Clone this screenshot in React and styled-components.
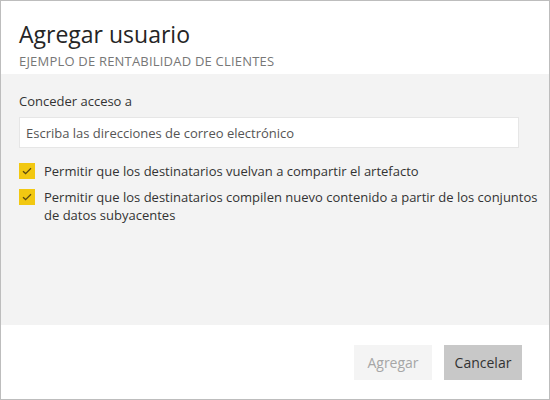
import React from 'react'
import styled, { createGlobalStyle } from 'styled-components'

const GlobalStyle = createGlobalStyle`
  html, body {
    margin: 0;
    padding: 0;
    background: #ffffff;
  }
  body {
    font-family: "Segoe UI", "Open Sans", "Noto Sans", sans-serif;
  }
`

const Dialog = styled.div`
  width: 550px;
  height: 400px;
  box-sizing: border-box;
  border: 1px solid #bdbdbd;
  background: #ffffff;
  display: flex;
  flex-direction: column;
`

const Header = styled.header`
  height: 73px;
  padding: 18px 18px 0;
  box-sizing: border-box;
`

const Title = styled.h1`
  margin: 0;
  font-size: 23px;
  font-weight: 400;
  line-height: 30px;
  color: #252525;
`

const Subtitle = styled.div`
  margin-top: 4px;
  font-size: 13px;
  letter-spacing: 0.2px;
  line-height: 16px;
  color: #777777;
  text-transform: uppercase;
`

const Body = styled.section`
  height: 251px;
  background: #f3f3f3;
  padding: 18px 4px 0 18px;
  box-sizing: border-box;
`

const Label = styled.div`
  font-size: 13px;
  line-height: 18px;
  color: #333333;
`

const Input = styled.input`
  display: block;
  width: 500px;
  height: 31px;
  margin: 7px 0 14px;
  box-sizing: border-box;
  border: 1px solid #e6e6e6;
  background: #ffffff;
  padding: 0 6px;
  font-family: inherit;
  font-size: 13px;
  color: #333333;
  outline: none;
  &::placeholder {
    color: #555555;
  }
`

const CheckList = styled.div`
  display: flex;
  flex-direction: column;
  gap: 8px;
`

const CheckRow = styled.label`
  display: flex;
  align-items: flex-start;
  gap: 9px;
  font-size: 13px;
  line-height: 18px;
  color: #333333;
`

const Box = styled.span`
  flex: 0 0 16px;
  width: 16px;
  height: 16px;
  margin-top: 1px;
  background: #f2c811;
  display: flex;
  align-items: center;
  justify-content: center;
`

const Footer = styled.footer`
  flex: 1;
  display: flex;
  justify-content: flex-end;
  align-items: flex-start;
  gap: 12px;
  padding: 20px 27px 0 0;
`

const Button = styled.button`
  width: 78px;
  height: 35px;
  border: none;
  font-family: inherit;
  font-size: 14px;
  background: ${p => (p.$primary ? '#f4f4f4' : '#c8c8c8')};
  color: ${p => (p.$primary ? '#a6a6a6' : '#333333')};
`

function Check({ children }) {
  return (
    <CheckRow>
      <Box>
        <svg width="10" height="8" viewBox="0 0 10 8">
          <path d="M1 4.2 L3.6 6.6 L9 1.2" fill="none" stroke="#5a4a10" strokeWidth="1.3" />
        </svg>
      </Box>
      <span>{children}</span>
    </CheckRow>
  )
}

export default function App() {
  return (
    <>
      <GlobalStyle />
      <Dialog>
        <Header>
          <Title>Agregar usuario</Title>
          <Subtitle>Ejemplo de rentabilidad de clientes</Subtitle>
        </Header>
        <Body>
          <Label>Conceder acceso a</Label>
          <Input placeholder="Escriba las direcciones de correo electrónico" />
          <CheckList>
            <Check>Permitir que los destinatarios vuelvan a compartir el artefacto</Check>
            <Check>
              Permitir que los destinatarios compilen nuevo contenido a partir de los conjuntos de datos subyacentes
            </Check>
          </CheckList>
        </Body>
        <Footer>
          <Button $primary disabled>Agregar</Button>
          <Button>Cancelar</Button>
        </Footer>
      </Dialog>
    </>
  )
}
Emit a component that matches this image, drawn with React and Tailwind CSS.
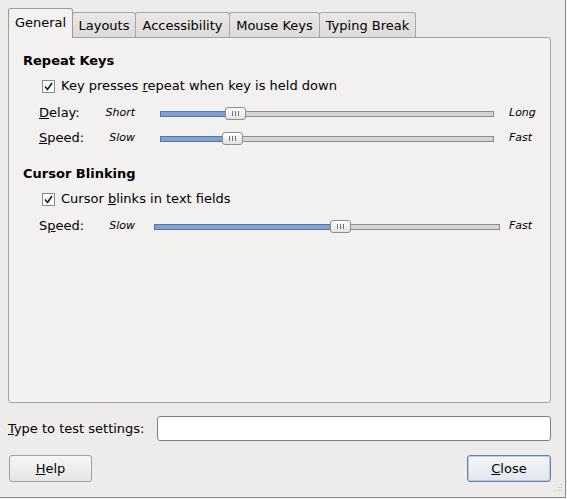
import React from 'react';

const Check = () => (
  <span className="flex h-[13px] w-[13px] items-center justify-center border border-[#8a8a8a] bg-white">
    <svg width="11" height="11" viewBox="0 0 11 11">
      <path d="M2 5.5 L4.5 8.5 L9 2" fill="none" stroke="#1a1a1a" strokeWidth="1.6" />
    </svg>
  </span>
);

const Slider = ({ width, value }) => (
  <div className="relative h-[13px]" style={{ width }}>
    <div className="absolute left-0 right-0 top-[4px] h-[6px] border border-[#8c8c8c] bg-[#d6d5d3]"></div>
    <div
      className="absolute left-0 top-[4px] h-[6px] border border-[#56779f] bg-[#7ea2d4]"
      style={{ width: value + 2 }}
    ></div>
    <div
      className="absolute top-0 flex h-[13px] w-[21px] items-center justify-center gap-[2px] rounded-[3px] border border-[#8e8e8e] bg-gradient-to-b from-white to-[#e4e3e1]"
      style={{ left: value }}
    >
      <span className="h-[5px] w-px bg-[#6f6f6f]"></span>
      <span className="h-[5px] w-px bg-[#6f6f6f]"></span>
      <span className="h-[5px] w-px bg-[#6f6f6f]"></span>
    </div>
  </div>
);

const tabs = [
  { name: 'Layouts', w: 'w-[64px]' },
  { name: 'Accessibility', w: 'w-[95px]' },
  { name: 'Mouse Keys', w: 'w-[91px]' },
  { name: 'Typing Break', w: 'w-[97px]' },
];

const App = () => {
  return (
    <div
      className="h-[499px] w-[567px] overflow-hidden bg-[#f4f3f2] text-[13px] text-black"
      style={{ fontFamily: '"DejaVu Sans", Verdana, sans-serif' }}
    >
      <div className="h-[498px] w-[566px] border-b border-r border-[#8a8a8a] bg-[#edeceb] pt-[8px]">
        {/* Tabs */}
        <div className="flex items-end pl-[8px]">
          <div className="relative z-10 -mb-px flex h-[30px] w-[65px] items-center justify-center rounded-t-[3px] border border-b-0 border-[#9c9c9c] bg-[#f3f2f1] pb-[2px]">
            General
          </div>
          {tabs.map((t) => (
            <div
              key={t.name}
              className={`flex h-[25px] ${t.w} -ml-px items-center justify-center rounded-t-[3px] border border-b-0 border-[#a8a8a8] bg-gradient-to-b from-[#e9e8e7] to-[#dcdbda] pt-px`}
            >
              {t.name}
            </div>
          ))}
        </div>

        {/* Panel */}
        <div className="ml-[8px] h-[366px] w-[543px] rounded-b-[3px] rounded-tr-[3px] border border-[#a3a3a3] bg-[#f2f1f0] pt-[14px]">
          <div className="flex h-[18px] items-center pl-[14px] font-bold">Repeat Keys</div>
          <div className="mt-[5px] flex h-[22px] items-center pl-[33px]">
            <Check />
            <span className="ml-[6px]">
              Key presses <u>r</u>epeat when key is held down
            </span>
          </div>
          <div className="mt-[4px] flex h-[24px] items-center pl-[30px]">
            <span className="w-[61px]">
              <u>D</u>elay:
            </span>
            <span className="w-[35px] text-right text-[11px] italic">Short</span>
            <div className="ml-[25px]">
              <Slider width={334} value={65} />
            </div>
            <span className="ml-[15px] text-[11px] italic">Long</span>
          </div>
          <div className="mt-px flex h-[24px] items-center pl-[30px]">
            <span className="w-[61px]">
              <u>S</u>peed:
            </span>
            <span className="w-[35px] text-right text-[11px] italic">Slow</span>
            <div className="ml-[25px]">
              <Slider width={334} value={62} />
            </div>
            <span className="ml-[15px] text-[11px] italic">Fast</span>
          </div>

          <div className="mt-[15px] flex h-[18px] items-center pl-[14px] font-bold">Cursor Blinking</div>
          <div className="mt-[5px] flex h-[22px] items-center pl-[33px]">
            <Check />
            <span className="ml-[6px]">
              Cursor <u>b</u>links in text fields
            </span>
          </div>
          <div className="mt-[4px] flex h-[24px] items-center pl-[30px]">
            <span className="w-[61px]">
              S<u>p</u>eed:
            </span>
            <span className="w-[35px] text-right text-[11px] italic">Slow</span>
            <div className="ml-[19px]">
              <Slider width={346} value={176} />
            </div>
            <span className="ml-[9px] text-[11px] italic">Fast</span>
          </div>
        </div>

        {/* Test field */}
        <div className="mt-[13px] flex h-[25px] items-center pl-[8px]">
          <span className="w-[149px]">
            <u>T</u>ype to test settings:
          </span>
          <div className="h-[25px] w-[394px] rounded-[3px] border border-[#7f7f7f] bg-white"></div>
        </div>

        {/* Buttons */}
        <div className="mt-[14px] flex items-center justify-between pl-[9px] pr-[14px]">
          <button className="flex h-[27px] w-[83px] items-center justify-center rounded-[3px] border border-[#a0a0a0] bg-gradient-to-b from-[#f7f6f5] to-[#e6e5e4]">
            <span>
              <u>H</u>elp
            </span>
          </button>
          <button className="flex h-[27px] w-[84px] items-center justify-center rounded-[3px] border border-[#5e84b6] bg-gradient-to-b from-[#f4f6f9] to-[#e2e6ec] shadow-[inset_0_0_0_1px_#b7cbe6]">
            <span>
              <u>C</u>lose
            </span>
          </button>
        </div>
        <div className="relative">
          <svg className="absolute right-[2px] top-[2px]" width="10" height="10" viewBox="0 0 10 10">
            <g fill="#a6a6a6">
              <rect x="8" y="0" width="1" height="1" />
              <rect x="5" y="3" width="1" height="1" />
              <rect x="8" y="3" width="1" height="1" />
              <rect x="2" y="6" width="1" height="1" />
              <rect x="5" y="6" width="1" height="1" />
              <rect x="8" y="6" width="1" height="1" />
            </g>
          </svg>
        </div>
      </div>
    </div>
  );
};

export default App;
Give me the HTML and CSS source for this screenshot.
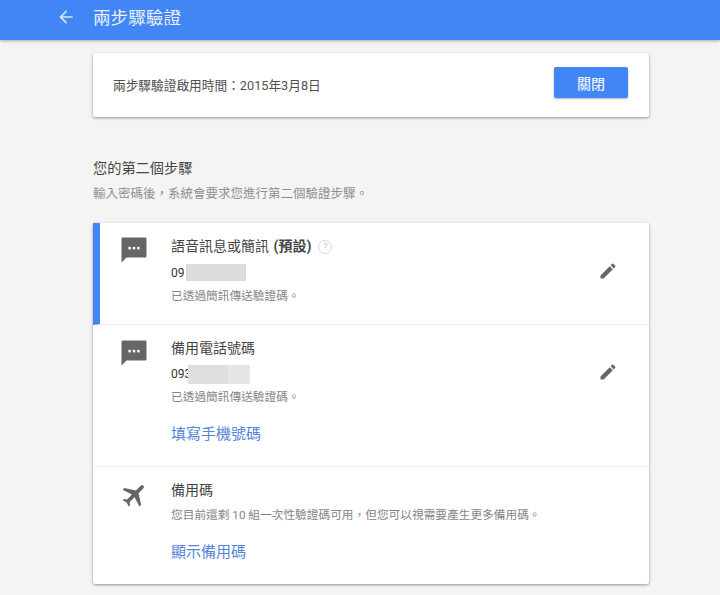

**Required task:**
Find all lines with "this" in them and copy each one.

**Output of the task:**
Clone this screenshot in React and styled-components.
Emit a component that matches this image, drawn with React and Tailwind CSS.
Give me the HTML and CSS source for this screenshot.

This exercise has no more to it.